SET TASK: For every line in the data below that contains "React", copy the line.

▼

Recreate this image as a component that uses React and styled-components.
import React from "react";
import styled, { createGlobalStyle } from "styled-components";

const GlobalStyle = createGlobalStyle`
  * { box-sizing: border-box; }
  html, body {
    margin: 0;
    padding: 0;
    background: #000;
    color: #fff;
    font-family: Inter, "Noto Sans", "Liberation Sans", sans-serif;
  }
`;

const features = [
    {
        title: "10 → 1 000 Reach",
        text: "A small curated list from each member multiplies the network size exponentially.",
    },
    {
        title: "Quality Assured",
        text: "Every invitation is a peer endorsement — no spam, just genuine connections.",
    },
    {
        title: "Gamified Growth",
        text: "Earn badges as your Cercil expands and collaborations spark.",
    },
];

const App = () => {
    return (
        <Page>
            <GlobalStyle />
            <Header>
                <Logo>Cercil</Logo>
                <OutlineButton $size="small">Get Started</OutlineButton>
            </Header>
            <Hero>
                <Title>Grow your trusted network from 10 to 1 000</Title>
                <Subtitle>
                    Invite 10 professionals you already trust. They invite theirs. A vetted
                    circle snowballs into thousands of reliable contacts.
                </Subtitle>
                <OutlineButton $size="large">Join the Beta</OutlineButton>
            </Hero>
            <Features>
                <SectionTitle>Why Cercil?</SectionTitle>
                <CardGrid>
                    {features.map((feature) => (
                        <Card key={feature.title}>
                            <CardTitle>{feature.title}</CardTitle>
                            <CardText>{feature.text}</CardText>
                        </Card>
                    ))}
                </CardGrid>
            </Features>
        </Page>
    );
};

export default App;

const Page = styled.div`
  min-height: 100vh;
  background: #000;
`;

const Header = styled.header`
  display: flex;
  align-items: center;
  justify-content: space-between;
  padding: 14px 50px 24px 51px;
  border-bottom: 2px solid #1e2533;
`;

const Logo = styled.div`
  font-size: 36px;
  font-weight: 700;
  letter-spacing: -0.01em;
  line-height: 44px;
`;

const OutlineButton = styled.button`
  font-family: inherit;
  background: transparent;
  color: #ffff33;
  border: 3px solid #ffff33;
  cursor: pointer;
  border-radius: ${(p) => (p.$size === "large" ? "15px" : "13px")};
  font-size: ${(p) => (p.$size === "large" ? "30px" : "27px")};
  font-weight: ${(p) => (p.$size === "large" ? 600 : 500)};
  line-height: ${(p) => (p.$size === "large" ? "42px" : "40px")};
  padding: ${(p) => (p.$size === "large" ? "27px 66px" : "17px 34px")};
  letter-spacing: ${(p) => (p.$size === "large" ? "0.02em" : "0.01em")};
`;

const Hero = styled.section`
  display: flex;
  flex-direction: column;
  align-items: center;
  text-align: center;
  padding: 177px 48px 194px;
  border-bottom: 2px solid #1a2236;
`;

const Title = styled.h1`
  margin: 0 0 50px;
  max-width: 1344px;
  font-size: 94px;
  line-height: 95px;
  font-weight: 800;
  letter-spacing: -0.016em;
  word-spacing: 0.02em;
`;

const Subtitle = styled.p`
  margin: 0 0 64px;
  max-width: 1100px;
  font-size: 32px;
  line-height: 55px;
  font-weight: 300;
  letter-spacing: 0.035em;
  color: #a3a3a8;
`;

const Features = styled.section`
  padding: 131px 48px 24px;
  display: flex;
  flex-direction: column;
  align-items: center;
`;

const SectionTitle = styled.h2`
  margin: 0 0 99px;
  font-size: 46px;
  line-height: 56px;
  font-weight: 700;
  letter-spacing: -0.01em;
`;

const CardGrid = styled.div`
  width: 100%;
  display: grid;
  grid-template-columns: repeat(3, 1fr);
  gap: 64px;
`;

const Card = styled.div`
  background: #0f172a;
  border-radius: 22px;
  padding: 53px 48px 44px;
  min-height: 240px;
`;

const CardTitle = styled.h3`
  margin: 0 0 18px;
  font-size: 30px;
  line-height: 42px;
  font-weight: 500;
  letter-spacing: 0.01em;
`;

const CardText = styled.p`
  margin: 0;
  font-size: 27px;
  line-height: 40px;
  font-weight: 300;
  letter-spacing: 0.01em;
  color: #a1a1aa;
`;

▲
▼

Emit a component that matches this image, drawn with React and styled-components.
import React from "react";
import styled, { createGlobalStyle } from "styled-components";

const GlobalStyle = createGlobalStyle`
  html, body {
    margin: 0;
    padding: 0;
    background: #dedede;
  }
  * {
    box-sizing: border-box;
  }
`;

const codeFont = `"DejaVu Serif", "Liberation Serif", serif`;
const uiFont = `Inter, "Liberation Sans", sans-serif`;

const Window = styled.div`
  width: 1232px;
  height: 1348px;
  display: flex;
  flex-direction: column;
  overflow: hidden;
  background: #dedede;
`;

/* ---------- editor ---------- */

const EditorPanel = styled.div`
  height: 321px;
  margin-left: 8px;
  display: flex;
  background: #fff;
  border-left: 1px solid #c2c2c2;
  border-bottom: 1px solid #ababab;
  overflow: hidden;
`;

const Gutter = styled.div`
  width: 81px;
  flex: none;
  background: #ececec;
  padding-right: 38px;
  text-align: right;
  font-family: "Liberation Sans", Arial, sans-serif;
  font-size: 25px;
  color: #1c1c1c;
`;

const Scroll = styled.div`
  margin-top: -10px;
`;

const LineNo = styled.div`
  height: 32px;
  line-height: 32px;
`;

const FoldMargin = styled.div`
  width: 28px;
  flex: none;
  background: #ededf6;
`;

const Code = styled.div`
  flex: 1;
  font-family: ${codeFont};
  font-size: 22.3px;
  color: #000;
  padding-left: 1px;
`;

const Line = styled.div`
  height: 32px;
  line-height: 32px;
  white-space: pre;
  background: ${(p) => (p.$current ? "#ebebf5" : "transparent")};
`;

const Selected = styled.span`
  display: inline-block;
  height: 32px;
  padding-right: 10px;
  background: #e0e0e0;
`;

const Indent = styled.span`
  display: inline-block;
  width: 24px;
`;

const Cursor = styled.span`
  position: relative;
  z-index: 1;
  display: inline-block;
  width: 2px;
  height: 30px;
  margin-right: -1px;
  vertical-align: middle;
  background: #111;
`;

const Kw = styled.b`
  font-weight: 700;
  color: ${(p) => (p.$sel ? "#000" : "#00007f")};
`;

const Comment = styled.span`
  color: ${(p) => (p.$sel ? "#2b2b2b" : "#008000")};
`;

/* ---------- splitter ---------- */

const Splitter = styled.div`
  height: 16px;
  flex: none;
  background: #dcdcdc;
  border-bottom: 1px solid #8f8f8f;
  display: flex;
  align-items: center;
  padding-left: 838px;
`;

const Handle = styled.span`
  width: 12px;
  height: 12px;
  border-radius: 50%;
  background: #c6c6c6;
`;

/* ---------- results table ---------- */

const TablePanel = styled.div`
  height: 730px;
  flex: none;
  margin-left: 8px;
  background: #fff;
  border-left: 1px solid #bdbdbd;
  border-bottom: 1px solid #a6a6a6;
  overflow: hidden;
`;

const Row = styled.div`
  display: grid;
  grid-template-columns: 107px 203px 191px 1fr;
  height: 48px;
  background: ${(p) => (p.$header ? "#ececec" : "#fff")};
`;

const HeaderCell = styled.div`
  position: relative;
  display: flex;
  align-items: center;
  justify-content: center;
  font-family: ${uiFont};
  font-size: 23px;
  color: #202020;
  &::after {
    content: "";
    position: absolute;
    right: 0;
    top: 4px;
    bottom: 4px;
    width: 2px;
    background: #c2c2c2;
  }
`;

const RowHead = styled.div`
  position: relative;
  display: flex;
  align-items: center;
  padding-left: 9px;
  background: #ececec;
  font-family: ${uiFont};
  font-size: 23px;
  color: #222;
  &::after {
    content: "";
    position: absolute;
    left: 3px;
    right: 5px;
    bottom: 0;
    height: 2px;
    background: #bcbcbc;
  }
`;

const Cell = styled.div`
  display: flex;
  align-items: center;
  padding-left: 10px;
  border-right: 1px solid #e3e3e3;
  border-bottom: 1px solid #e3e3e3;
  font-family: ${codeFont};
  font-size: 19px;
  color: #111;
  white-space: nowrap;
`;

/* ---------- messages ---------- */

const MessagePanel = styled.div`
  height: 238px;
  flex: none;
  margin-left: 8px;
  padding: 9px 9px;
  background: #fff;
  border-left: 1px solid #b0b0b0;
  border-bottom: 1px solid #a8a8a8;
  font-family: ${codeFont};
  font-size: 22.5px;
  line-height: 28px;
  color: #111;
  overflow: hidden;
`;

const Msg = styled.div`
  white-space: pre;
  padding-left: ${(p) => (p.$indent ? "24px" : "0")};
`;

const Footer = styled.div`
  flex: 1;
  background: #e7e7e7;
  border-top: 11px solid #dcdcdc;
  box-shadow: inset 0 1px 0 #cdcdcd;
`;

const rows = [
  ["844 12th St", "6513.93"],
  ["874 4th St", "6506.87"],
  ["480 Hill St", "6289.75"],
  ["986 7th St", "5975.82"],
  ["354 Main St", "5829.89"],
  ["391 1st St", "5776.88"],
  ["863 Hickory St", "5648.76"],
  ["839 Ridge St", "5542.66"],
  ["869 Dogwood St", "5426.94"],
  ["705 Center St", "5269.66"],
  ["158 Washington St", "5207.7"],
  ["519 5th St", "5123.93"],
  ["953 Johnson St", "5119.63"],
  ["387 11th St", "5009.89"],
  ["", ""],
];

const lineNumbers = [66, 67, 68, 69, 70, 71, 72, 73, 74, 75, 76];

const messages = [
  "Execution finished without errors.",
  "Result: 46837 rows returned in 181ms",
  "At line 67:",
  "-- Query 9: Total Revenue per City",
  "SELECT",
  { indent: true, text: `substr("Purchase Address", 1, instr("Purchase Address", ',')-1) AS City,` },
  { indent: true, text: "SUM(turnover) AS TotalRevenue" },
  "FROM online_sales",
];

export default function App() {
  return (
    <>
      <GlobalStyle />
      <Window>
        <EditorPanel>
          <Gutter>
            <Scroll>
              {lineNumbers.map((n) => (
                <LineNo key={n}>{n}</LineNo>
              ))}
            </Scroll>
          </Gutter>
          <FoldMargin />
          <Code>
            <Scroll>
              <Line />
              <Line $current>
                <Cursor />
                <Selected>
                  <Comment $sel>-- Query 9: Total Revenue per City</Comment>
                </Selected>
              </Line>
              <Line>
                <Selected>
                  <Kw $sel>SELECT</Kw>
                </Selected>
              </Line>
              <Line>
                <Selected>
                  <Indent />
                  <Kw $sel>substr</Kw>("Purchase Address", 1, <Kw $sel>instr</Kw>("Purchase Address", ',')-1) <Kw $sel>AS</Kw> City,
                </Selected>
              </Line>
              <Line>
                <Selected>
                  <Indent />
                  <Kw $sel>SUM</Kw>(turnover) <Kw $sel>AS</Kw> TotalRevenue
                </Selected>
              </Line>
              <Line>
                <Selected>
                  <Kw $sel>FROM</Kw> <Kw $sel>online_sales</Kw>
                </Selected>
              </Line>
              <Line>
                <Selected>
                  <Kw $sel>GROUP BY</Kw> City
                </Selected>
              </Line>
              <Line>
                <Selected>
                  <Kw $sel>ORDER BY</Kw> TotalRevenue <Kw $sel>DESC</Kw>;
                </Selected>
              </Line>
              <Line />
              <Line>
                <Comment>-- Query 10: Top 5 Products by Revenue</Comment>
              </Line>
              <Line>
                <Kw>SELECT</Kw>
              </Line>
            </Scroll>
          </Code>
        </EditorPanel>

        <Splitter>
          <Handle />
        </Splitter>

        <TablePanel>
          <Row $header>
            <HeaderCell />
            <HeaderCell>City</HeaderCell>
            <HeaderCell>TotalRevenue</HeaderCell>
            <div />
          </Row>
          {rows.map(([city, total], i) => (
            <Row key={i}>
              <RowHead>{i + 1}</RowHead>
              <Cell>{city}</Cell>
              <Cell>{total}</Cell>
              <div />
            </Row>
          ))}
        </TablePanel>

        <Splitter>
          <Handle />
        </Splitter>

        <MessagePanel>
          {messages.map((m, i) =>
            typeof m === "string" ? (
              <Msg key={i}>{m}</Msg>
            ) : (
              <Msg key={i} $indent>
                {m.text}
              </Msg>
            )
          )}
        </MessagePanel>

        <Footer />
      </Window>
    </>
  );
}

▲

RESULT OF THIS EXERCISE:
Recreate this image as a component that uses React and styled-components.
import React from "react";
Emit a component that matches this image, drawn with React and styled-components.
import React from "react";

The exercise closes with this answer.